La lectura extensiva y continua de estos textos permite percibir la metodología que usaba en su escritura, la importancia que daba a estos trabajos periodísticos. Asimismo, muestran algunas de sus obsesiones y, a diferencia de sus obras de memorias, no se ve al autor urgido por ganar dinero; en comparación con sus novelas, no es el estilista que lleva al límite sus pretextos narrativos, sino que en sus crónicas es el escritor que antepone su obra a cualquier otra cosa y de ahí la dedicación que pone en cumplir con su oficio. Dentro de los diez tomos que conforman su Obra reunida, dos están dedicados a la crónica, siete libros en total, publicados entre 1955 y 1986: Nuestra Señora de la Soledad, Diálogos mexicanos, Sahagún, Las glorias del gran Púas, Acapulco, De lujo y hambre y Chicoasén. En ellos es posible admirar un tono pulcro y una fiera personalidad, una narrativa limpia y bien trabajada, así como un México que hoy, lamentablemente, no ha desaparecido. También contemplamos el universo que conforman las distintas clases sociales, las diferentes regiones del país y las incongruencias que aún se viven: mientras unos apenas malcomen una vez al día, hay quienes importan los alimentos que degustará con sus finos invitados. Además, en estos textos se muestra una valentía frente al poder que en ese momento era meritoria, pues la represión y la censura eran prácticas habituales (su posterior relación con Gustavo Díaz Ordaz merece un análisis aparte). Hay detrás de cada crónica, y esto es tal vez lo que impide replicar la práctica periodística de Garibay, un hombre culto, preocupado por las letras y quien se rinde por completo a su oficio; alguien preocupado por las causas sociales, pero no como una simple forma de quedar bien ante los demás, sino con la intención de comprender su realidad y abonar por un cambio; hay la bravura de aquellos autores que consideraban que la escritura podía cambiar el entorno y que sabían dónde colocar un punto o una descripción exacta para tocar el corazón de un lector.
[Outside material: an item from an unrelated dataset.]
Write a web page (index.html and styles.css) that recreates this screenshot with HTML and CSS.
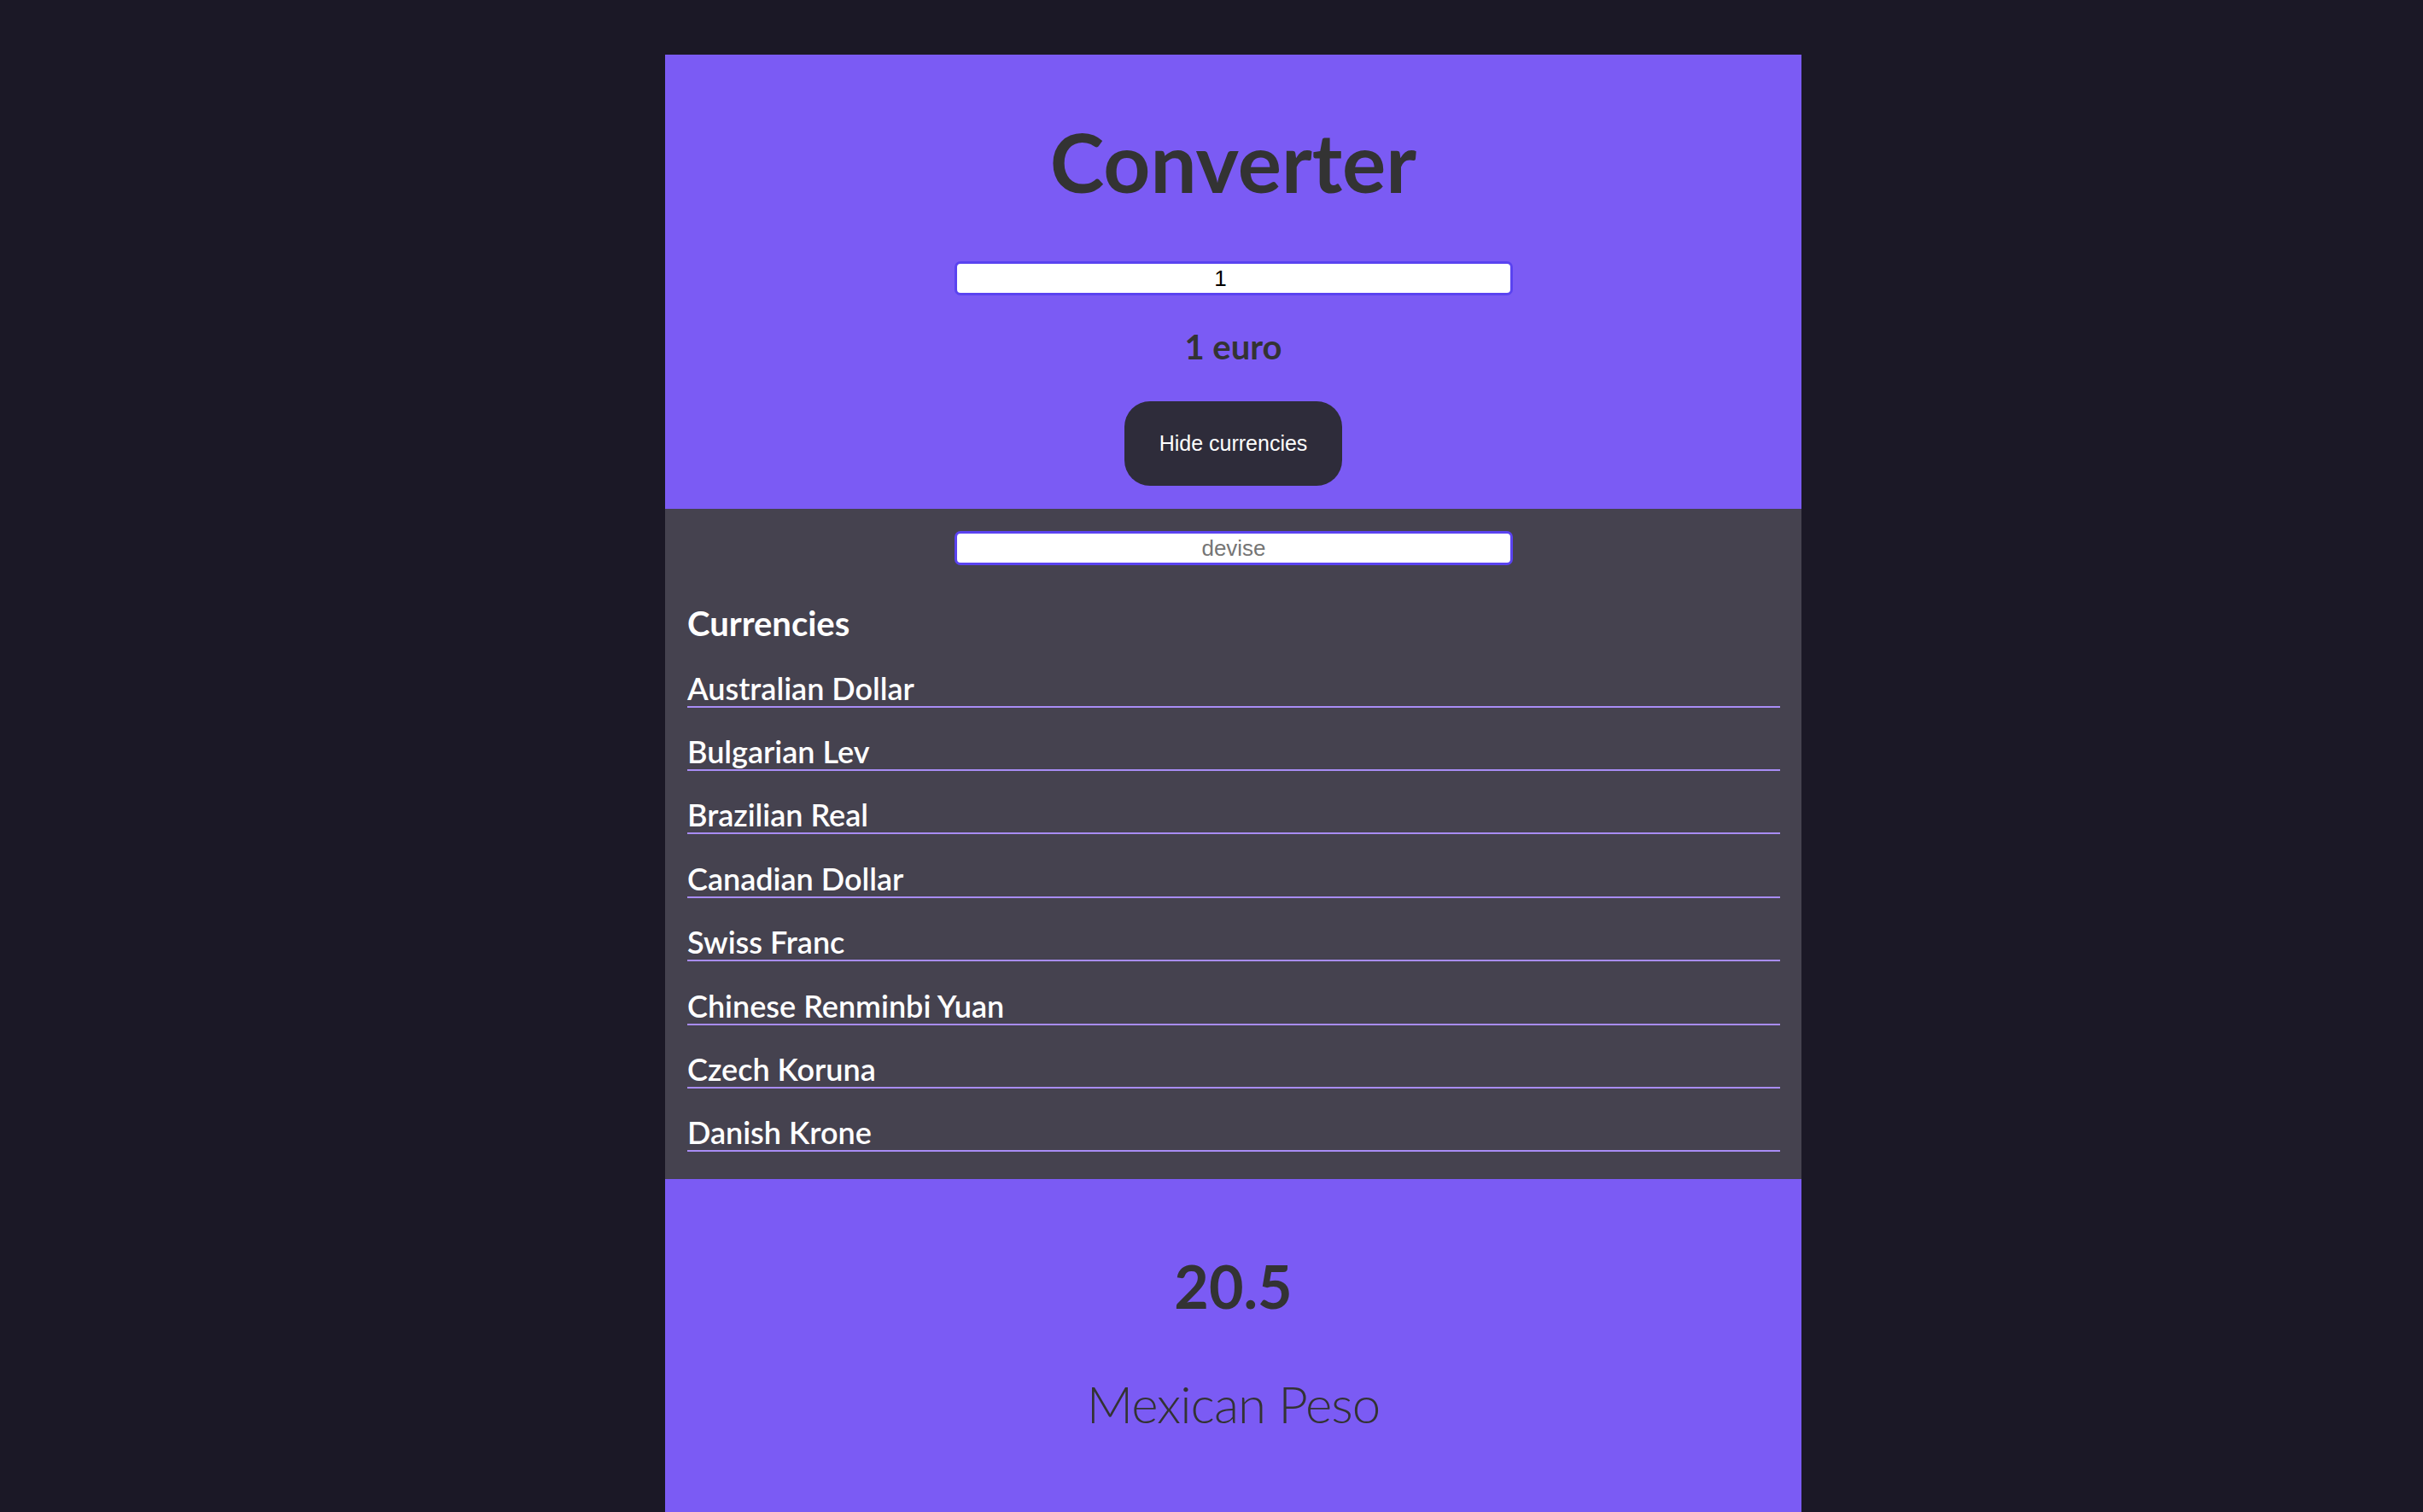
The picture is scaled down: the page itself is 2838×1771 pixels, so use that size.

Señalar la oralidad en la obra periodística de Garibay es sólo atisbar una parte minúscula de su trabajo, pues este sólo es viable a partir de los grandes cimientos que construye desde la perseverancia y tiempo que dedica a cada uno de los temas que explora. Hay en sus textos el compromiso con la palabra y consigo mismo, por eso alza la voz y denuncia, pero también reconoce cuando se equivoca. Las crónicas de Ricardo Garibay son piezas que deberían consultarse en todas las escuelas de periodismo, pero también en los cursos de escritura creativa.
Contemplar la obra de Garibay sin ir a sus crónicas es perderse a un escritor preocupado no con la literatura sino con cada una de las palabras que escribe. Por ello es de celebrarse la reedición de sus obras tras su centenario de vida. Cada uno de sus libros pone en la vitrina la obra de un autor cuyo mérito fue resistir en sus palabras, quien resulta un faro para regresar a la literatura de altos vuelos y cuyo ejemplo de constancia y buena pluma debiera ser atendido por el actual campo literario del país. Su periodismo es muestra de ello.
Referencias
Garibay, Ricardo. “Acapulco”. En Obras reunidas 4. Crónica, uno, pp. 249-451. México: Océano/Conseo Estatal para la Cultura y las Artes de Hidalgo/FOECAH/Conaculta, 2001 [1978].
_____. “Chicoasén”. En Obras reunidas 5. Crónica, dos, pp. 185-257. México: Océano/Conseo Estatal para la Cultura y las Artes de Hidalgo/FOECAH/Conaculta, 2001 [1986].
_____. “De lujo y hambre”. En Obras reunidas 5. Crónica, dos, pp. 33-183. México: Océano/Conseo Estatal para la Cultura y las Artes de Hidalgo/FOECAH/Conaculta, 2001 [1981].
_____. “Diálogos mexicanos”. En Obras reunidas 4. Crónica, uno, pp. 41-195. México: Océano/Conseo Estatal para la Cultura y las Artes de Hidalgo/FOECAH/Conaculta, 2001 [1975].
_____. “Las glorias del gran Púas”. En Obras reunidas 4. Crónica, uno, pp. 215-247. México: Océano/Conseo Estatal para la Cultura y las Artes de Hidalgo/FOECAH/Conaculta, 2001 [1978].
_____. “Nuestra Señora de la Soledad, en Coyoacán”. En Obras reunidas 4. Crónica, uno, pp. 35-40. México: Océano/Conseo Estatal para la Cultura y las Artes de Hidalgo/FOECAH/Conaculta, 2001 [1955].
_____. “Sahagún”. En Obras reunidas 4. Crónica, uno, pp. 197-213. México: Océano/Conseo Estatal para la Cultura y las Artes de Hidalgo/FOECAH/Conaculta, 2001 [1976].
Jaramillo Agudelo, Darío (ed.). Antología de crónica latinoamericana actual. México: Alfaguara, 2012.